What is asked — Repeat, exactly and completely, the material that follows. Omit the pictures.

* Start Given data *

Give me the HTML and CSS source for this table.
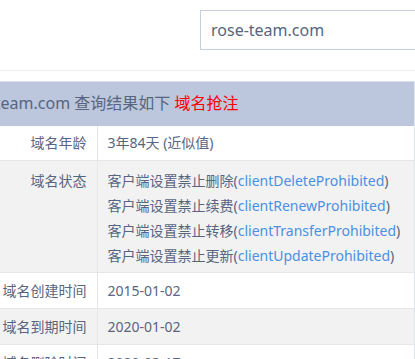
FILE: index.html
```html
<!DOCTYPE html>
<html lang="zh-CN">
  <head>
    <meta charset="UTF-8" />
    <meta name="viewport" content="width=device-width, initial-scale=1.0" />
    <title>域名查询结果</title>
    <link rel="stylesheet" href="styles.css">
  </head>
  <body>
    <div class="search-bar">
      <input type="text" class="search-input" value="rose-team.com" />
    </div>

    <div class="result-box">
      <div class="result-title">
        rose-team.com 查询结果如下 <span class="tag-red">域名抢注</span>
      </div>

      <table class="info-table">
        <tbody>
          <tr>
            <td class="label">域名年龄</td>
            <td class="value">3年84天 (近似值)</td>
          </tr>
          <tr class="row-grey status-row">
            <td class="label">域名状态</td>
            <td class="value">
              <div>客户端设置禁止删除(<a href="#">clientDeleteProhibited</a>)</div>
              <div>客户端设置禁止续费(<a href="#">clientRenewProhibited</a>)</div>
              <div>客户端设置禁止转移(<a href="#">clientTransferProhibited</a>)</div>
              <div>客户端设置禁止更新(<a href="#">clientUpdateProhibited</a>)</div>
            </td>
          </tr>
          <tr>
            <td class="label">域名创建时间</td>
            <td class="value">2015-01-02</td>
          </tr>
          <tr class="row-grey">
            <td class="label">域名到期时间</td>
            <td class="value">2020-01-02</td>
          </tr>
          <tr>
            <td class="label">域名删除时间</td>
            <td class="value">2020-03-17</td>
          </tr>
        </tbody>
      </table>
    </div>
  </body>
</html>
```

FILE: styles.css
```css
/* 基本样式 */
* {
  margin: 0;
  padding: 0;
  box-sizing: border-box;
}

html,
body {
  overflow: hidden;
}

body {
  font-family: "Noto Sans", "Noto Sans CJK SC", sans-serif;
  color: #576580;
  background-color: #fff;
  font-size: 14px;
}

/* 搜索框 */
.search-bar {
  height: 71px;
  padding: 10px 0 0 200px;
  border-bottom: 1px solid #eeeeee;
  white-space: nowrap;
}

.search-input {
  width: 260px;
  height: 40px;
  padding: 0 10px;
  border: 1px solid #c6cee0;
  font-family: inherit;
  font-size: 16px;
  color: #576580;
  outline: none;
}

/* 结果区域 */
.result-box {
  margin: 10px 0 0 -60px;
  width: 475px;
  border-right: 1px solid #e2e5ec;
}

.result-title {
  height: 45px;
  line-height: 43px;
  padding-left: 17px;
  font-size: 16px;
  background-color: #bcc6dc;
  border-top: 1px solid #dde1ea;
  white-space: nowrap;
}

.tag-red {
  color: #ff0000;
}

/* 数据表格 */
.info-table {
  width: 100%;
  border-collapse: collapse;
}

.info-table td {
  padding: 6px 10px;
  line-height: 23px;
  border-bottom: 1px solid #e6e6e6;
  vertical-align: top;
  white-space: nowrap;
}

.info-table tr:first-child td {
  padding-top: 5px;
  line-height: 23px;
}

.info-table .label {
  width: 157px;
  text-align: right;
  border-right: 1px solid #e6e6e6;
}

.row-grey {
  background-color: #f2f2f2;
}

.status-row td {
  padding-top: 7px;
  padding-bottom: 4px;
  line-height: 25px;
}

.info-table a {
  color: #4a90e2;
  text-decoration: none;
}
```
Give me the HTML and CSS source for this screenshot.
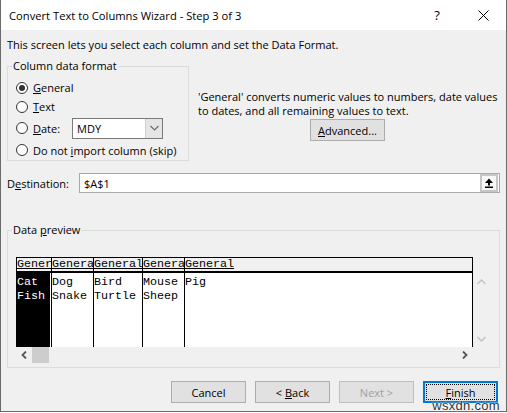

* End Given data *

Task response —
Give me the HTML and CSS source for this table.
FILE: index.html
```html
<!DOCTYPE html>
<html lang="zh-CN">
  <head>
    <meta charset="UTF-8" />
    <meta name="viewport" content="width=device-width, initial-scale=1.0" />
    <title>域名查询结果</title>
    <link rel="stylesheet" href="styles.css">
  </head>
  <body>
    <div class="search-bar">
      <input type="text" class="search-input" value="rose-team.com" />
    </div>

    <div class="result-box">
      <div class="result-title">
        rose-team.com 查询结果如下 <span class="tag-red">域名抢注</span>
      </div>

      <table class="info-table">
        <tbody>
          <tr>
            <td class="label">域名年龄</td>
            <td class="value">3年84天 (近似值)</td>
          </tr>
          <tr class="row-grey status-row">
            <td class="label">域名状态</td>
            <td class="value">
              <div>客户端设置禁止删除(<a href="#">clientDeleteProhibited</a>)</div>
              <div>客户端设置禁止续费(<a href="#">clientRenewProhibited</a>)</div>
              <div>客户端设置禁止转移(<a href="#">clientTransferProhibited</a>)</div>
              <div>客户端设置禁止更新(<a href="#">clientUpdateProhibited</a>)</div>
            </td>
          </tr>
          <tr>
            <td class="label">域名创建时间</td>
            <td class="value">2015-01-02</td>
          </tr>
          <tr class="row-grey">
            <td class="label">域名到期时间</td>
            <td class="value">2020-01-02</td>
          </tr>
          <tr>
            <td class="label">域名删除时间</td>
            <td class="value">2020-03-17</td>
          </tr>
        </tbody>
      </table>
    </div>
  </body>
</html>
```

FILE: styles.css
```css
/* 基本样式 */
* {
  margin: 0;
  padding: 0;
  box-sizing: border-box;
}

html,
body {
  overflow: hidden;
}

body {
  font-family: "Noto Sans", "Noto Sans CJK SC", sans-serif;
  color: #576580;
  background-color: #fff;
  font-size: 14px;
}

/* 搜索框 */
.search-bar {
  height: 71px;
  padding: 10px 0 0 200px;
  border-bottom: 1px solid #eeeeee;
  white-space: nowrap;
}

.search-input {
  width: 260px;
  height: 40px;
  padding: 0 10px;
  border: 1px solid #c6cee0;
  font-family: inherit;
  font-size: 16px;
  color: #576580;
  outline: none;
}

/* 结果区域 */
.result-box {
  margin: 10px 0 0 -60px;
  width: 475px;
  border-right: 1px solid #e2e5ec;
}

.result-title {
  height: 45px;
  line-height: 43px;
  padding-left: 17px;
  font-size: 16px;
  background-color: #bcc6dc;
  border-top: 1px solid #dde1ea;
  white-space: nowrap;
}

.tag-red {
  color: #ff0000;
}

/* 数据表格 */
.info-table {
  width: 100%;
  border-collapse: collapse;
}

.info-table td {
  padding: 6px 10px;
  line-height: 23px;
  border-bottom: 1px solid #e6e6e6;
  vertical-align: top;
  white-space: nowrap;
}

.info-table tr:first-child td {
  padding-top: 5px;
  line-height: 23px;
}

.info-table .label {
  width: 157px;
  text-align: right;
  border-right: 1px solid #e6e6e6;
}

.row-grey {
  background-color: #f2f2f2;
}

.status-row td {
  padding-top: 7px;
  padding-bottom: 4px;
  line-height: 25px;
}

.info-table a {
  color: #4a90e2;
  text-decoration: none;
}
```
Give me the HTML and CSS source for this screenshot.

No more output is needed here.